You could sit at the terminal at Minneapolis and study the weather charts before deciding between Disneyland in California and Walt Disney World in Florida. Then if, on your stroll to the right gate, you passed a departure to somewhere exotic-sounding such as Sarasota or San Antonio, it was difficult to avoid the temptation to ask if there was a spare seat. And because you were not booked on a flight, you never had to worry about getting to the airport on time.

If you were running short of cash, you could eliminate expenditure on food and accommodation by shuttling back and forth across the continent. But the greatest fun was to be had aboard the tiny commuter planes. I spent a joyful day bouncing from Boston to Martha's Vineyard to Nantucket, and have become irritatingly accustomed to flying across Los Angeles rather than driving - Delta operates a handy 50-mile hop over the deformed, congested freeways between Los Angeles and Ontario airports.

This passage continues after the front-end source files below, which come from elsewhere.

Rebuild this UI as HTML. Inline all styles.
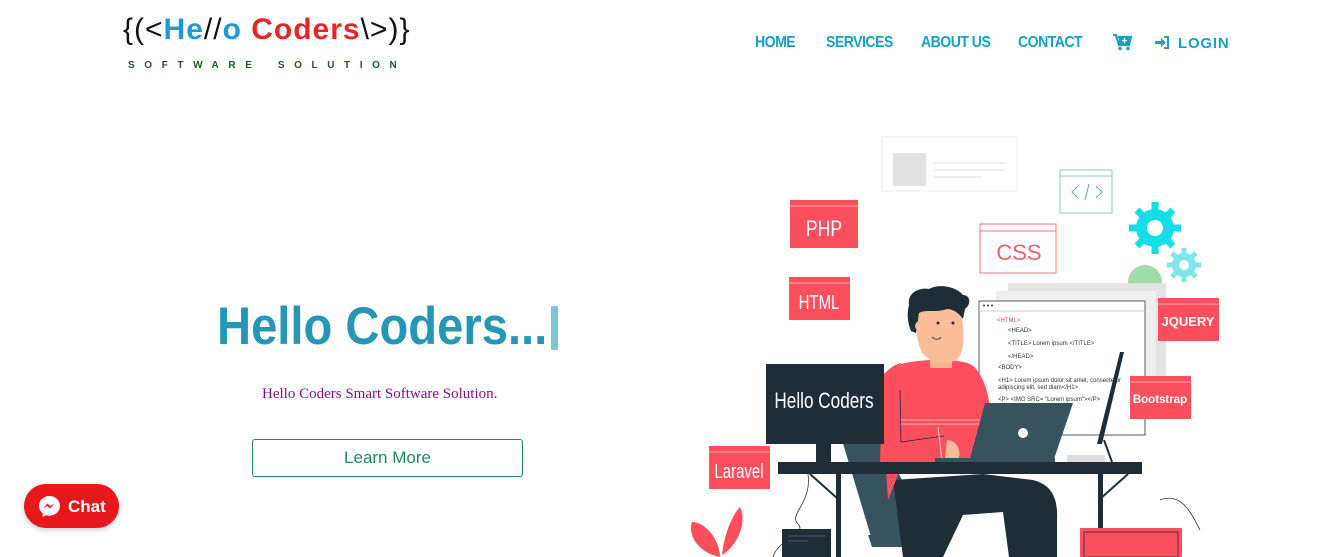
<!DOCTYPE html>
<html><head><meta charset="utf-8">
<style>
*{margin:0;padding:0;box-sizing:border-box}
body{width:1330px;height:557px;background:#fff;position:relative;overflow:hidden;font-family:"Liberation Sans",sans-serif}
.logo{position:absolute;left:123px;top:13px;font-weight:bold;font-size:30px;letter-spacing:1px;white-space:nowrap}
.logo .k{color:#111;font-weight:normal}
.logo .b{color:#1d9ad6}
.logo .r{color:#e82424}
.tag{position:absolute;left:128px;top:60px;font-size:10px;font-weight:bold;color:#1a5e1a;letter-spacing:9.6px;white-space:nowrap;word-spacing:4px}
.nav{position:absolute;top:34px;font-size:16px;font-weight:bold;color:#16a0c6;letter-spacing:-0.6px;white-space:nowrap;transform-origin:0 0;transform:scaleX(.88)}
h1{position:absolute;left:217px;top:296px;font-size:53px;font-weight:bold;color:#2596b5;white-space:nowrap;transform-origin:0 0;transform:scaleX(.89)}
.cur{position:absolute;left:551px;top:306px;width:7px;height:44px;background:#80c4d6}
.sub{position:absolute;left:262px;top:386px;font-family:"Liberation Serif",serif;font-size:15px;color:#8b0a8b;white-space:nowrap}
.btn{position:absolute;left:252px;top:439px;width:271px;height:38px;border:1px solid #1f8a5a;border-radius:3px;color:#1f8a5a;font-size:17px;text-align:center;line-height:36px}
.chat{position:absolute;left:24px;top:484px;width:95px;height:44px;border-radius:22px;background:#e8171b;color:#fff;font-weight:bold;font-size:17px;box-shadow:0 2px 6px rgba(0,0,0,.2)}
</style></head><body>
<div class="logo"><span class="k">{(&lt;</span><span class="b">He</span><span class="k">//</span><span class="b">o</span> <span class="r">Coders</span><span class="k">\&gt;)}</span></div>
<div class="tag">SOFTWARE SOLUTION</div>
<div class="nav" style="left:755px">HOME</div>
<div class="nav" style="left:826px">SERVICES</div>
<div class="nav" style="left:921px">ABOUT US</div>
<div class="nav" style="left:1018px">CONTACT</div>
<svg style="position:absolute;left:1113px;top:34px" width="19" height="17" viewBox="0 0 19 17"><path d="M0 1h3l3 10h10l2-8H5" fill="none" stroke="#16a0c6" stroke-width="2.2"/><rect x="6" y="3" width="11" height="7" fill="#16a0c6"/><circle cx="7" cy="14.5" r="1.8" fill="#16a0c6"/><circle cx="15" cy="14.5" r="1.8" fill="#16a0c6"/><path d="M11.5 4v5M9 6.5h5" stroke="#fff" stroke-width="1.3"/></svg>
<svg style="position:absolute;left:1155px;top:36px" width="15" height="13" viewBox="0 0 15 13"><path d="M0 5h6V2l5 4.5-5 4.5V8H0z" fill="#16a0c6"/><path d="M9 1h4v11H9" fill="none" stroke="#16a0c6" stroke-width="2"/></svg>
<div class="nav" style="left:1178px;letter-spacing:0.8px;font-size:15px;top:35px;transform:none">LOGIN</div>

<h1>Hello Coders...</h1><div class="cur"></div>
<div class="sub">Hello Coders Smart Software Solution.</div>
<div class="btn">Learn More</div>
<div class="chat"><svg style="position:absolute;left:14px;top:11px" width="23" height="23" viewBox="0 0 23 23"><path d="M11.5 1C5.7 1 1 5.3 1 10.8c0 3 1.4 5.6 3.7 7.4V22l3.4-1.9c1.1.3 2.2.5 3.4.5 5.8 0 10.5-4.4 10.5-9.8S17.3 1 11.5 1z" fill="#fff"/><path d="M5 13.5l4.5-5 2.5 2.5 4.5-2.5-4.5 5-2.5-2.5z" fill="#e8171b"/></svg><span style="position:absolute;left:44px;top:13px">Chat</span></div>

<svg style="position:absolute;left:0;top:0" width="1330" height="557" viewBox="0 0 1330 557" font-family="Liberation Sans, sans-serif">
<rect x="882" y="137" width="135" height="54" fill="#fff" stroke="#eee"/>
<rect x="893" y="153" width="33" height="33" fill="#e2e2e2"/>
<path d="M934 163h72M934 170h70M934 177h48" stroke="#ececec" stroke-width="1.5"/>
<rect x="1060" y="170" width="52" height="43" fill="#fff" stroke="#8fc3c8"/>
<path d="M1060 176h52" stroke="#8fc3c8"/>
<path d="M1078 186l-6 6 6 6M1096 186l6 6-6 6M1089 184l-4 16" fill="none" stroke="#5aa7b0" stroke-width="1"/>
<rect x="790" y="200" width="68" height="48" fill="#fc4f5e"/><path d="M790 206h68" stroke="#fff" stroke-width=".6"/>
<text x="824" y="236" font-size="22" fill="#fff" text-anchor="middle" transform="translate(824 0) scale(.8 1) translate(-824 0)">PHP</text>
<rect x="980" y="224" width="76" height="49" fill="#fff" stroke="#fc6f7a"/><path d="M980 231h76" stroke="#fc6f7a"/>
<text x="1019" y="260" font-size="22" fill="#fc5a68" text-anchor="middle">CSS</text>
<rect x="789" y="277" width="61" height="43" fill="#fc4f5e"/><path d="M789 283h61" stroke="#fff" stroke-width=".6"/>
<text x="819" y="309" font-size="20" fill="#fff" text-anchor="middle" transform="translate(819 0) scale(.75 1) translate(-819 0)">HTML</text>
<circle cx="1145" cy="282" r="17" fill="#9fdca8"/>
<g fill="#12e0e6"><circle cx="1155" cy="228" r="19"/><g stroke="#12e0e6" stroke-width="7"><path d="M1155 202v52M1129 228h52M1137 210l36 36M1173 210l-36 36"/></g></g>
<circle cx="1155" cy="228" r="8" fill="#fff"/>
<g fill="#7de6ea"><circle cx="1184" cy="265" r="12"/><g stroke="#7de6ea" stroke-width="5"><path d="M1184 248v34M1167 265h34M1172 253l24 24M1196 253l-24 24"/></g></g>
<circle cx="1184" cy="265" r="5" fill="#fff"/>
<rect x="1008" y="283" width="158" height="100" fill="#e4e4e4"/>
<rect x="996" y="291" width="160" height="100" fill="#eeeeee"/>
<rect x="979" y="301" width="166" height="134" fill="#fff" stroke="#556"/>
<path d="M979 311h166" stroke="#ccc"/>
<circle cx="984" cy="305.5" r="1" fill="#333"/><circle cx="988" cy="305.5" r="1" fill="#333"/><circle cx="992" cy="305.5" r="1" fill="#333"/>
<g font-size="6" fill="#333"><text x="997" y="322" fill="#f04050">&lt;HTML&gt;</text><text x="1008" y="332">&lt;HEAD&gt;</text><text x="1008" y="345">&lt;TITLE&gt; Lorem ipsum &lt;/TITLE&gt;</text><text x="1008" y="358">&lt;/HEAD&gt;</text><text x="998" y="369">&lt;BODY&gt;</text><text x="998" y="382">&lt;H1&gt; Lorem ipsum dolor sit amet, consectetur</text><text x="998" y="389">adipiscing elit, sed diam&lt;/H1&gt;</text><text x="998" y="401">&lt;P&gt; &lt;IMG SRC= "Lorem ipsum"&gt;&lt;/P&gt;</text></g>
<rect x="1158" y="298" width="61" height="43" fill="#fc4f5e"/><path d="M1158 304h61" stroke="#fff" stroke-width=".6"/>
<text x="1188" y="326" font-size="13" font-weight="bold" fill="#fff" text-anchor="middle">JQUERY</text>
<rect x="1130" y="376" width="61" height="43" fill="#fc4f5e"/><path d="M1130 382h61" stroke="#fff" stroke-width=".6"/>
<text x="1160" y="403" font-size="11.5" font-weight="bold" fill="#fff" text-anchor="middle">Bootstrap</text>
<path d="M1120 352l4 0-22 92-5 0z" fill="#1e2d36"/>
<path d="M1104 440l8 22" stroke="#1e2d36" stroke-width="2"/>
<rect x="1067" y="455" width="38" height="7" fill="#ddd"/>
<path d="M842 440l40 0 50 100h-60z" fill="#37535e"/>
<path d="M868 535h70l4 12h-70z" fill="#37535e"/>
<path d="M893 480l90-6 50 6c20 5 25 20 24 40v37h-48l-6-45-40 3-20 42h-40z" fill="#1e2d36"/>
<path d="M897 365c20-6 60-8 75 0 10 8 20 30 18 60l-10 40-80 5-12 30-6-90c0-20 5-40 15-45z" fill="#fc4f5e"/>
<path d="M883 375c5-5 10-10 18-12l-3 100-18 0z" fill="#fc4f5e"/>
<path d="M900 420h80M900 424h80" stroke="#ffc8cc" stroke-width=".8"/>
<path d="M900 390l1 52 43-6" fill="none" stroke="#1e2d36" stroke-width=".8"/>
<path d="M938 427l4 34" stroke="#ffd0d0" stroke-width="1"/>
<rect x="930" y="340" width="22" height="28" fill="#f9b48f"/>
<path d="M916 305c4-10 40-12 44 2 4 20 6 40-2 52-10 6-25 6-36-6-6-14-8-35-6-48z" fill="#fbbd98"/>
<path d="M909 305c-2-12 10-18 20-16 10-6 28-2 34 6 8 0 8 10 2 14l-2 10c-4-6-10-10-16-10-10 4-22 0-28 4l-3 20-5-2c-4-10-4-18-2-26z" fill="#1e2d36"/>
<circle cx="920" cy="326" r="5" fill="#fbbd98"/>
<circle cx="938" cy="323" r="1.5" fill="#1e2d36"/><circle cx="953" cy="323" r="1.5" fill="#1e2d36"/>
<path d="M932 337c3 3 7 3 9 0" fill="none" stroke="#1e2d36" stroke-width=".8"/>
<path d="M985 403h88l-20 59h-84z" fill="#37535e"/>
<rect x="935" y="458" width="120" height="5" fill="#37535e"/>
<circle cx="1023" cy="433" r="5" fill="#fff"/>
<path d="M947 440c8 0 14 8 12 18h-14z" fill="#fbbd98"/>
<rect x="766" y="364" width="118" height="80" fill="#1e2d36"/>
<text x="824" y="408" font-size="22" fill="#fff" text-anchor="middle" transform="translate(824 0) scale(.78 1) translate(-824 0)">Hello Coders</text>
<rect x="816" y="444" width="15" height="18" fill="#1e2d36"/>
<rect x="778" y="462" width="364" height="12" fill="#1e2d36"/>
<rect x="836" y="474" width="5" height="83" fill="#1e2d36"/>
<rect x="1098" y="474" width="5" height="83" fill="#1e2d36"/>
<path d="M810 474l28 25M1128 474l-28 25" stroke="#1e2d36" stroke-width="2"/>
<rect x="709" y="446" width="61" height="43" fill="#fc4f5e"/><path d="M709 452h61" stroke="#fff" stroke-width=".6"/>
<text x="739" y="478" font-size="20" fill="#fff" text-anchor="middle" transform="translate(739 0) scale(.75 1) translate(-739 0)">Laravel</text>
<path d="M808 474c4 30-20 40-10 50 10 10-20 15-25 33M1160 500c20-8 30 10 40 30" fill="none" stroke="#333" stroke-width=".8"/>
<rect x="782" y="529" width="49" height="28" fill="#1e2d36"/>
<path d="M788 536h37M788 541h20" stroke="#556" stroke-width="1"/>
<rect x="1080" y="528" width="102" height="29" fill="#fc4f5e"/>
<rect x="1084" y="532" width="94" height="25" fill="none" stroke="#1e2d36" stroke-width=".8"/>
<path d="M720 557c-25-5-32-25-28-35 15 0 28 20 28 35z" fill="#fc4f5e"/>
<path d="M722 555c2-20 10-40 18-48 6 10 2 35-18 48z" fill="#fc4f5e"/>
</svg>
</body></html>
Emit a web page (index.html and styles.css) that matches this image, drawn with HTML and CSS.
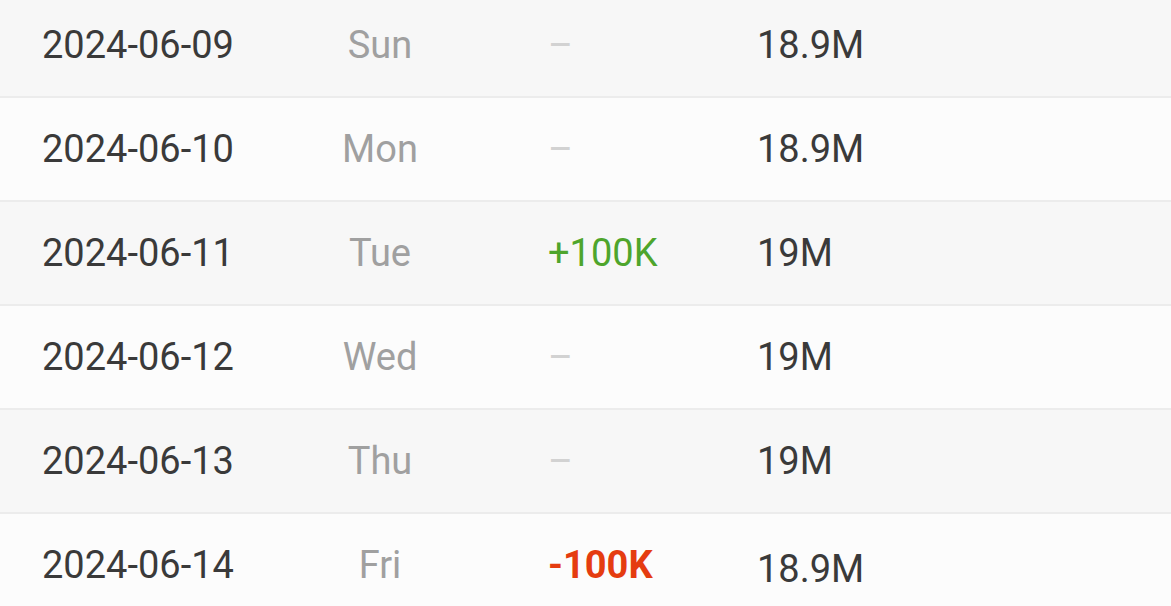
FILE: index.html
```html
<!DOCTYPE html>
<html>
<head>
<meta charset="utf-8">
<link rel="stylesheet" href="styles.css">
</head>
<body>
<div class="table">
  <div class="row odd"><div class="date">2024-06-09</div><div class="day">Sun</div><div class="chg none">–</div><div class="val">18.9M</div></div>
  <div class="row even"><div class="date">2024-06-10</div><div class="day">Mon</div><div class="chg none">–</div><div class="val">18.9M</div></div>
  <div class="row odd"><div class="date">2024-06-11</div><div class="day">Tue</div><div class="chg up">+100K</div><div class="val">19M</div></div>
  <div class="row even"><div class="date">2024-06-12</div><div class="day">Wed</div><div class="chg none">–</div><div class="val">19M</div></div>
  <div class="row odd"><div class="date">2024-06-13</div><div class="day">Thu</div><div class="chg none">–</div><div class="val">19M</div></div>
  <div class="row even"><div class="date">2024-06-14</div><div class="day">Fri</div><div class="chg down">-100K</div><div class="val low">18.9M</div></div>
</div>
</body>
</html>
```
FILE: styles.css
```css
html, body {
  margin: 0;
  padding: 0;
  background: #fcfcfc;
  overflow: hidden;
}
body {
  font-family: Roboto, "Liberation Sans", sans-serif;
  font-size: 38px;
  color: #3a3a3a;
}
.table {
  margin-top: -6px;
}
.row {
  display: grid;
  grid-template-columns: 278px 120px 317px 1fr;
  align-items: center;
  height: 102px;
  padding-left: 42px;
  border-bottom: 2px solid #ececec;
}
.row.odd { background: #f7f7f7; }
.row.even { background: #fcfcfc; }
.date { color: #3a3a3a; }
.day { color: #a0a0a0; text-align: center; }
.chg { padding-left: 108px; }
.chg.none { color: #d2d2d2; }
.chg.up { color: #4ea52c; }
.chg.down { color: #e53c10; font-weight: 700; }
.val { color: #3a3a3a; }
.val.low { padding-top: 8px; }
```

The Northwest pass even extended to bus services, as I found when I checked in at Portland for a 'flight' to Salem, Oregon. We were led out on to the apron, but instead of the expected Boeing found ourselves herded into a Ford minibus. The in-bus service was terrible.

There were other drawbacks, such as the tendency to see rather too much of the airlines' hub airports: I am on nodding terms with rather too many gate staff at Detroit, Atlanta and Salt Lake City. Some of them seemed to enjoy the stress they could generate while you waited, uncertain about getting a seat on the last flight out of Cleveland, but most were conspiratorially co-operative. Since the airline stood to gain not a single extra cent if I boarded a particular flight, I was continually impressed by the pains taken to get me on board.

These next few days offer your last chance to see huge chunks of the US on the cheap. If you're tempted, use one of the implausibly low fares across the Atlantic (eg, pounds 169 return to New York on Icelandair, through Benz Travel, 071-439 4181), and combine it with the 30-day pass through Delta (0800 414767) or Northwest (0293 561000). You must start your 30 days before the end of March.

One new possibility has arisen for seeing the North-eastern US for only pounds 99 for a week's unlimited flying. You can travel between New York, Hartford, Cleveland, Baltimore/Washington and Windsor (just across the bridge from Detroit). The catch is that you keep having to change planes in Toronto: the pass is for travel on the Air Canada subsidiary, Air Ontario (0737 832525).